Education Minister, Simon Birmingham, says a new performance assessment for graduate teachers from next year will give students, parents, principals and the teachers themselves greater peace of mind that the best educators are entering the classroom.

Danielle Cronin September 14, 2017

Minister Birmingham said the Australian Institute for Teaching and School Leadership (AITSL) will work with universities and other educational experts to create the assessment protocols, which all new teachers must meet from 2018.

“These new assessments will ensure teachers are ‘classroom ready’,” Minister Birmingham said.

“To get the best outcomes for students, we need the best quality teachers in classrooms. While much public discussion has been solely focused on funding, we’ve been getting on with the job of delivering a quality reform agenda in teaching education.

“Graduate teachers deserve to know that they have the skills to succeed in the classroom just as students, parents and principals deserve to know that new teachers have been given the best possible skills.”

Professor Claire Wyatt-Smith, director of the Australian Catholic University’s Learning Sciences Institute Australia, said the assessment could be “the biggest game-changer in teacher education in this country”.

“We’ve had common standards. We haven’t had common evidence requirements — that’s why it’s the game-changer,” Professor Wyatt-Smith told The Australian.

“It’s actually bringing the theory and the practice together into a critical assessment. This is about evidence-informed teaching practice for the 21st century. This is a new step up for the profession.”

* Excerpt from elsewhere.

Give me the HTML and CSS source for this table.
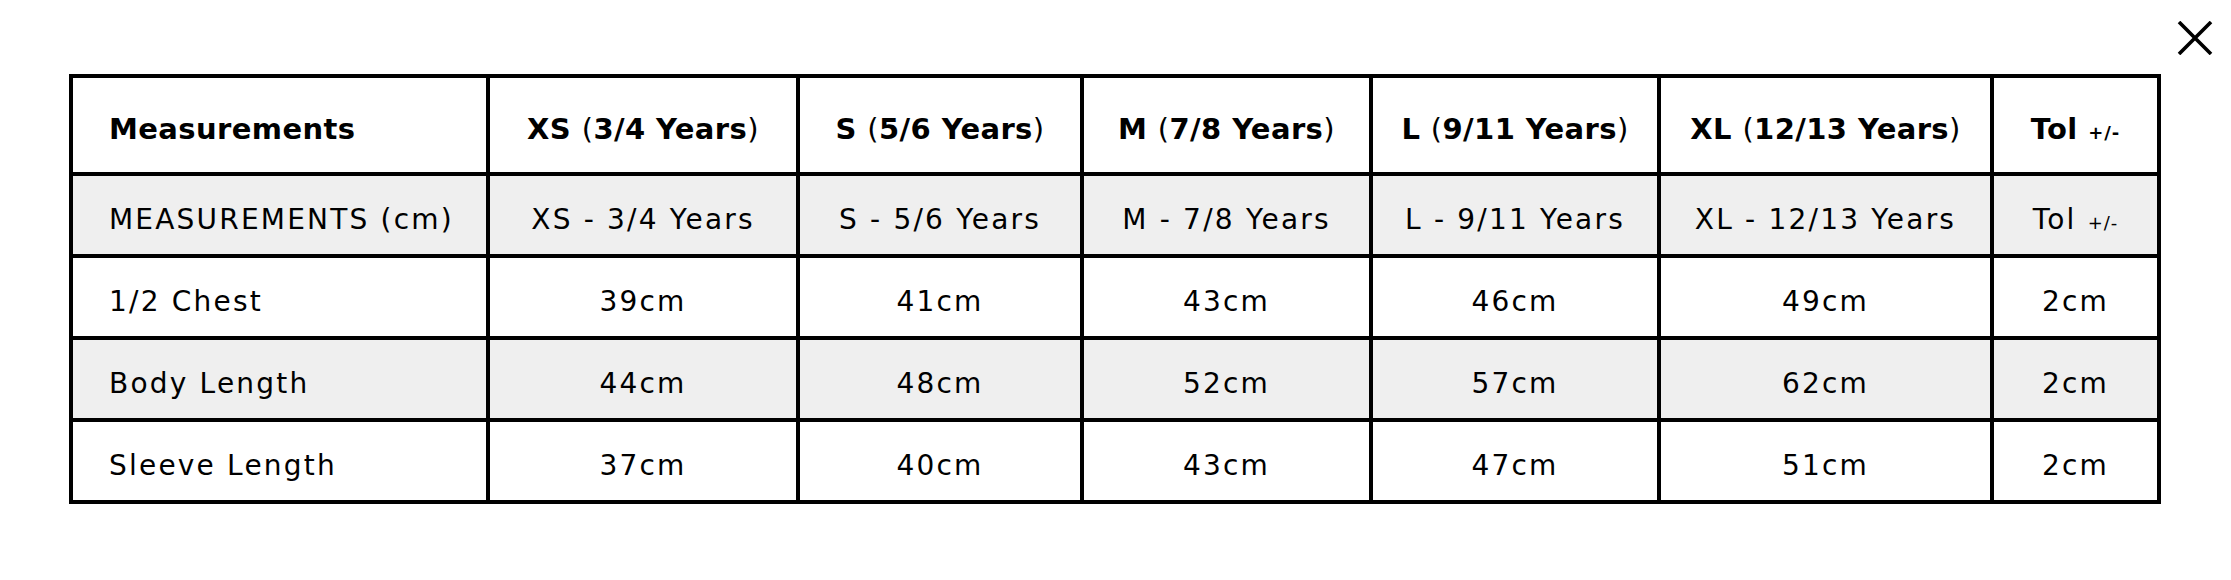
FILE: index.html
```html
<!DOCTYPE html>
<html lang="en">
<head>
<meta charset="utf-8">
<title>Size Guide</title>
<link rel="stylesheet" href="styles.css">
</head>
<body>
<div class="modal">
  <button class="close" aria-label="Close">
    <svg viewBox="0 0 36 34" width="36" height="34"><path d="M2 1 L34 33 M34 1 L2 33" stroke="#000" stroke-width="3.6" fill="none"/></svg>
  </button>
  <table class="size-table">
    <colgroup>
      <col class="c1"><col class="c2"><col class="c3"><col class="c4"><col class="c5"><col class="c6"><col class="c7">
    </colgroup>
    <thead>
      <tr>
        <th class="first">Measurements</th>
        <th>XS <span class="paren">(</span>3/4 Years<span class="paren">)</span></th>
        <th>S <span class="paren">(</span>5/6 Years<span class="paren">)</span></th>
        <th>M <span class="paren">(</span>7/8 Years<span class="paren">)</span></th>
        <th>L <span class="paren">(</span>9/11 Years<span class="paren">)</span></th>
        <th>XL <span class="paren">(</span>12/13 Years<span class="paren">)</span></th>
        <th>Tol <span class="small">+/-</span></th>
      </tr>
    </thead>
    <tbody>
      <tr class="shade">
        <td class="first">MEASUREMENTS (cm)</td>
        <td>XS - 3/4 Years</td>
        <td>S - 5/6 Years</td>
        <td>M - 7/8 Years</td>
        <td>L - 9/11 Years</td>
        <td>XL - 12/13 Years</td>
        <td>Tol <span class="small">+/-</span></td>
      </tr>
      <tr>
        <td class="first">1/2 Chest</td>
        <td>39cm</td><td>41cm</td><td>43cm</td><td>46cm</td><td>49cm</td><td>2cm</td>
      </tr>
      <tr class="shade">
        <td class="first">Body Length</td>
        <td>44cm</td><td>48cm</td><td>52cm</td><td>57cm</td><td>62cm</td><td>2cm</td>
      </tr>
      <tr>
        <td class="first">Sleeve Length</td>
        <td>37cm</td><td>40cm</td><td>43cm</td><td>47cm</td><td>51cm</td><td>2cm</td>
      </tr>
    </tbody>
  </table>
</div>
</body>
</html>
```
FILE: styles.css
```css
* { box-sizing: border-box; }
html, body {
  margin: 0;
  padding: 0;
  background: #fff;
}
body {
  font-family: "DejaVu Sans", "Liberation Sans", sans-serif;
  color: #000;
}
.modal {
  position: relative;
  padding: 74px 0 0 69px;
}
.close {
  position: absolute;
  top: 21px;
  left: 2177px;
  width: 36px;
  height: 34px;
  padding: 0;
  border: 0;
  background: none;
  display: flex;
}
.size-table {
  border-collapse: collapse;
  table-layout: fixed;
  width: 2092px;
  border: 4px solid #000;
}
.c1 { width: 417px; }
.c2 { width: 310px; }
.c3 { width: 284px; }
.c4 { width: 289px; }
.c5 { width: 288px; }
.c6 { width: 333px; }
.c7 { width: 167px; }
.size-table th,
.size-table td {
  border: 4px solid #000;
  text-align: center;
  white-space: nowrap;
  padding: 8px 0 0;
}
.size-table th {
  height: 98px;
  font-weight: bold;
  font-size: 29px;
  letter-spacing: 0.4px;
}
.size-table td {
  height: 82px;
  font-size: 28px;
  letter-spacing: 2.2px;
}
.size-table .first {
  text-align: left;
  padding-left: 36px;
}
.shade td { background: #efefef; }
.paren { font-weight: normal; }
.small { font-size: 18px; font-weight: normal; letter-spacing: 1px; }
th .small { font-weight: bold; }
```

AITSL chief executive officer, Lisa Rodgers, said the new assessment, along with a range of other measures, including literacy and numeracy benchmarks as well as subject specialisation for primary teachers, can help prepare teachers for their career.

“At a time when record funding is going into education, it is important to make sure it is spent where it matters — to put an effective teacher in every classroom, every day,” Dr Rodgers wrote in The Australian.